Et c'est là que le bât blesse. IPv6 étant incompatible avec IPv4, personne n'a intérêt à migrer le premier. Il se retrouverait tout seul dans un bel Internet IPv6 bien vide, sans pouvoir télécharger de films pornos ou regarder ToiTuyau ou MouvementQuotidien. Résultat, les seules migrations sont celles de sites « double pile » (v4 et v6), ce qui ne réduit pas la pénurie d'adresses IPv4, et fait deux fois plus de travail pour les responsables de ces sites.

Pourtant, ce n'est pas une simple question d'argent. La non-migration vers IPv6 coûte très cher, notamment en temps passé à faire fonctionner les applications malgré le NAT, en complexité dûe à l'existence de deux domaines d'adressage, le privé et le public, en temps passé à remplir des papiers pour la bureaucratie des RIR, qui limite ainsi la consommation d'adresses IPv4, en lignes de code dans les applications SIP ou pair-à-pair pour arriver à contourner l'absence d'adresses globalement uniques. Le coût global de ces mesures est sans doute bien supérieur à celui d'une migration vers IPv6. Mais ce coût est entièrement partagé par tous les acteurs. Alors que le coût de migration n'est porté que par celui qui est assez courageux pour migrer. (Lixia Zhang dans l'IETF journal d'octobre 2007 remarque aussi que les gains du NAT se voient immédiatement alors que ses coûts sont dissimulés et n'apparaissent qu'à long terme, ce qui tend à favoriser ce système).

Le résultat est donc logique, même sans connaître les modèles de théorie des jeux comme le dilemme du prisonnier.
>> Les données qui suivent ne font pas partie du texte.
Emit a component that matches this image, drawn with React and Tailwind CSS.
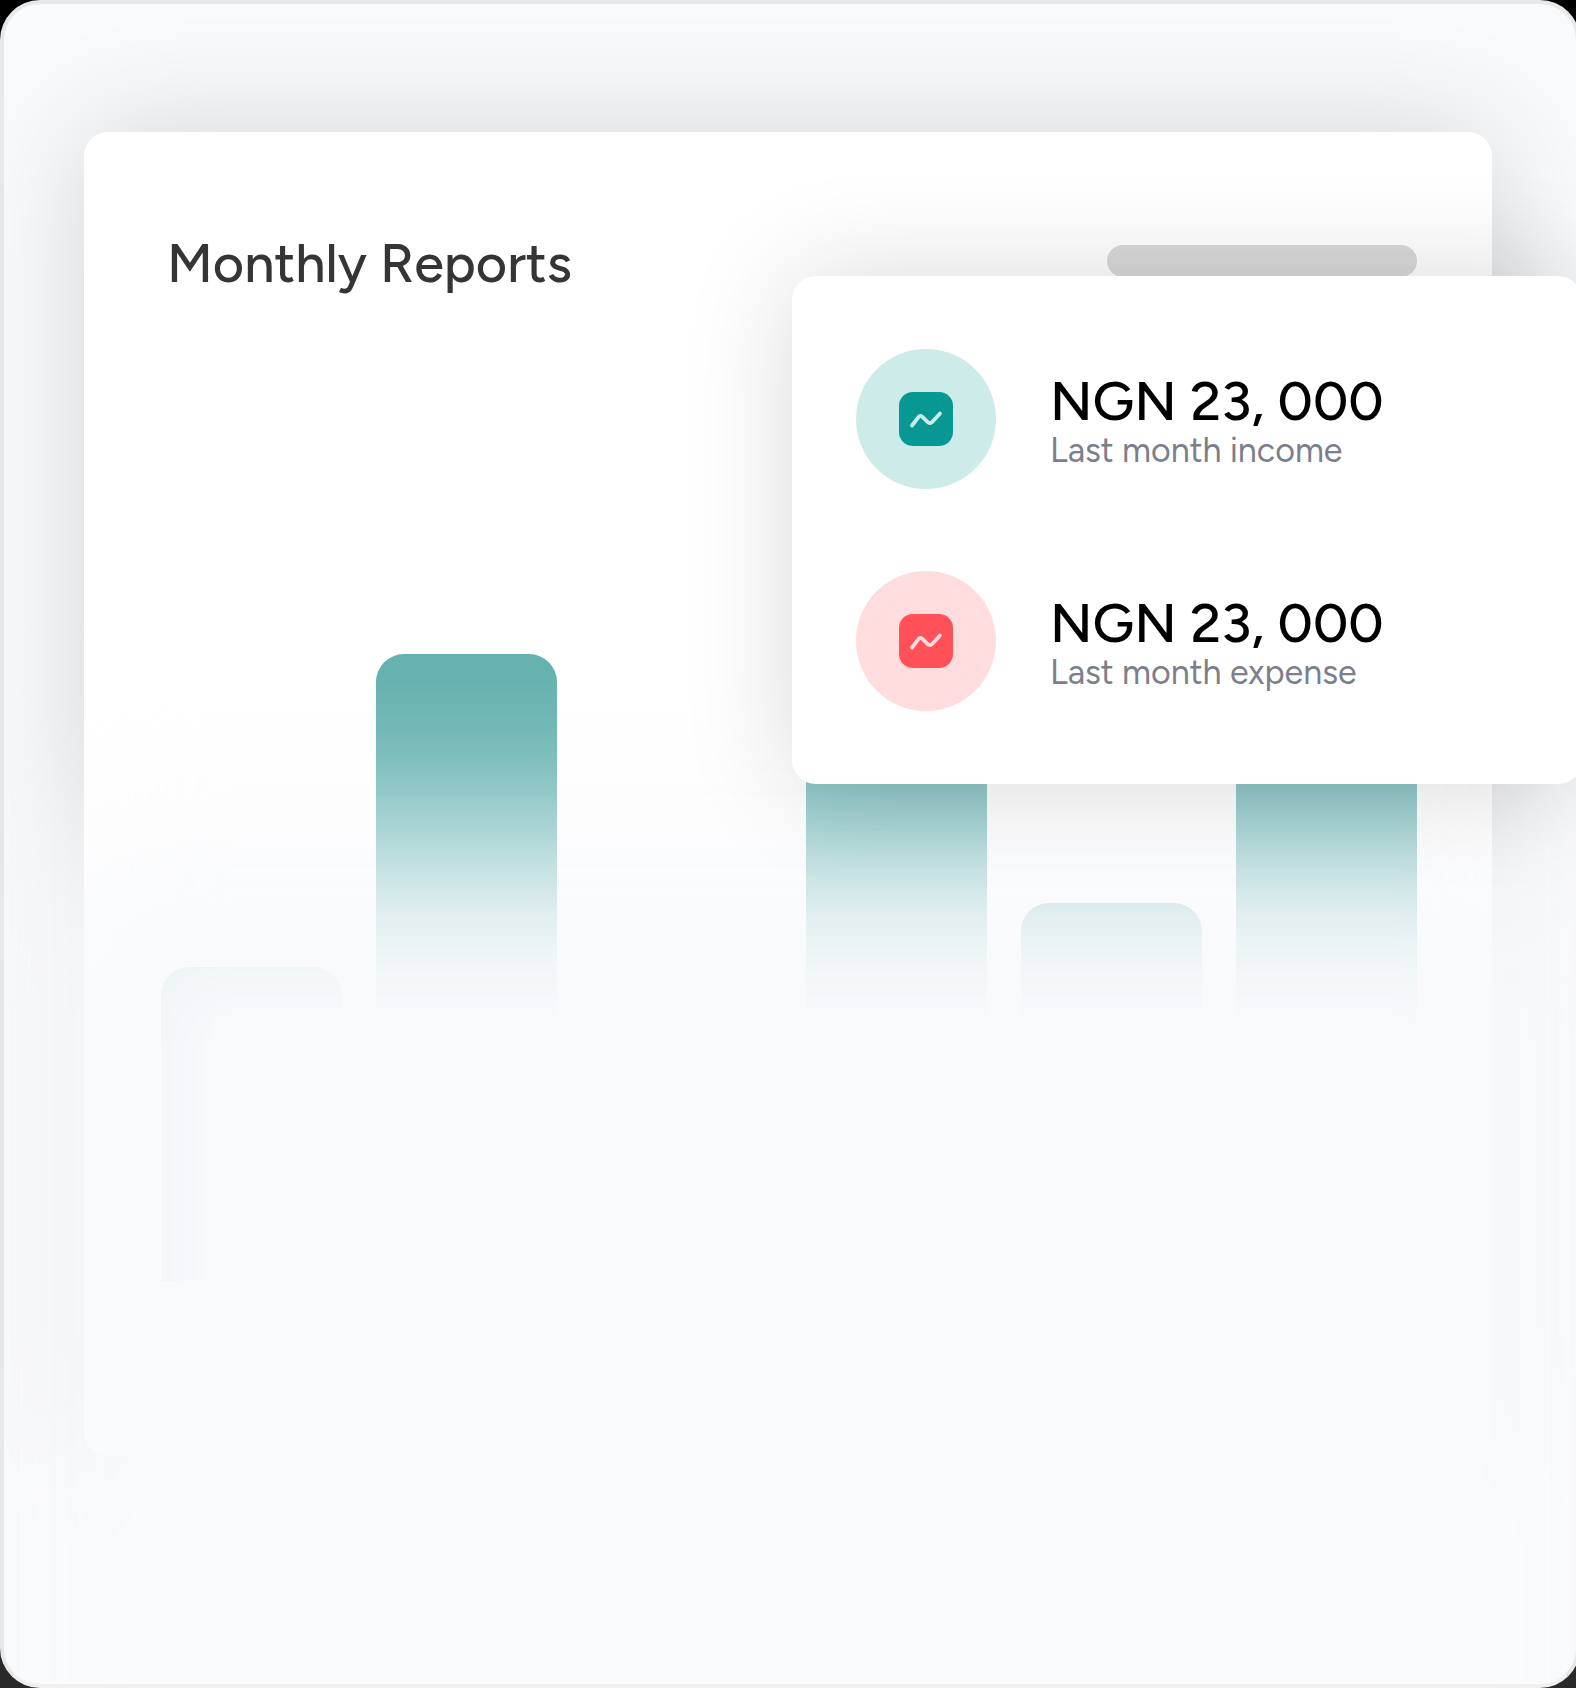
const BARS = [
  { id: 'b1', height: 314 },
  { id: 'b2', height: 627 },
  { id: 'b3', height: 180 },
  { id: 'b4', height: 560 },
  { id: 'b5', height: 378 },
  { id: 'b6', height: 560 },
];

const SUMMARY = [
  { label: 'Last month income', amount: 'NGN 23, 000', ring: 'bg-[#cdebe9]', tile: 'bg-[#089894]', stroke: '#cdebe9' },
  { label: 'Last month expense', amount: 'NGN 23, 000', ring: 'bg-[#ffdcde]', tile: 'bg-[#ff5157]', stroke: '#ffdcde' },
];

const TrendIcon = ({ stroke }) => (
  <svg viewBox="0 0 54 54" className="size-full" fill="none" aria-hidden="true">
    <path
      d="M13 33.5 L19.3 25.3 Q21.4 22.7 23.7 25.2 L28.4 29.8 Q31 32.3 33.4 29.7 L41 21.5"
      stroke={stroke}
      strokeWidth="3.8"
      strokeLinecap="round"
      strokeLinejoin="round"
    />
  </svg>
);

const SummaryItem = ({ label, amount, ring, tile, stroke }) => (
  <li className="flex items-center gap-[54px]">
    <span className={`flex size-[140px] shrink-0 items-center justify-center rounded-full ${ring}`}>
      <span className={`size-[54px] rounded-[14px] ${tile}`}>
        <TrendIcon stroke={stroke} />
      </span>
    </span>
    <div className="pt-1">
      <p className="text-[55px] leading-[60px] font-medium text-black">{amount}</p>
      <p className="text-[34px] leading-[40px] text-[#7b7f8c]">{label}</p>
    </div>
  </li>
);

const App = () => {
  return (
    <main className="flex min-h-screen overflow-hidden bg-linear-to-b from-black to-[#2a2a2a] font-['Figtree','Inter',sans-serif]">
      <div className="relative -mr-1 flex-1 overflow-hidden rounded-[40px] border-4 border-[#e7e8ea] border-b-[#f0f0f1] bg-[#f9fafc] pt-32 pr-21 pb-57 pl-20">
        <section className="relative rounded-3xl bg-white pt-[102px] pr-[75px] pb-[175px] pl-[77px] shadow-[0_0_120px_rgba(0,0,0,0.15)]">
          <header className="flex items-start justify-between">
            <h1 className="pl-[6px] text-[54px] leading-[60px] font-medium text-[#353535]">Monthly Reports</h1>
            <div className="mt-[11px] h-8 w-[310px] rounded-full bg-[#d9d9d9]" />
          </header>

          <div className="flex h-[987px] items-end gap-[34px]">
            {BARS.map((bar) => (
              <div key={bar.id} className="flex-1 rounded-t-[28px] bg-[#63b1af]" style={{ height: bar.height }} />
            ))}
          </div>
        </section>

        {/* soft fade over the lower half of the report */}
        <div className="pointer-events-none absolute top-[828px] -right-8 -bottom-60 left-4 bg-[#f9fafc] blur-[88px]" />

        <section className="absolute top-[272px] -right-[6px] w-[790px] rounded-3xl bg-white py-[73px] pl-16 shadow-[0_0_110px_rgba(0,0,0,0.15)]">
          <ul className="space-y-[82px]">
            {SUMMARY.map((item) => (
              <SummaryItem key={item.label} {...item} />
            ))}
          </ul>
        </section>
      </div>
    </main>
  );
};

export default App;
Comme pour la pollution ou le réchauffement planétaire, lorsque les conséquences de l'inaction sont publiques et les bénéfices de celle-ci sont privés, il n'y a pas de motivation pour limiter le gaspillage.

On est donc dans un cas parfait de ce que les économistes nomment l'« échec du marché ». Dans l'incapacité de réaliser un déploiement coordonné d'IPv6 qui profiterait à tous, chaque acteur a des actions individuelles qui sont raisonnables pour lui, mais coûtent cher à tous.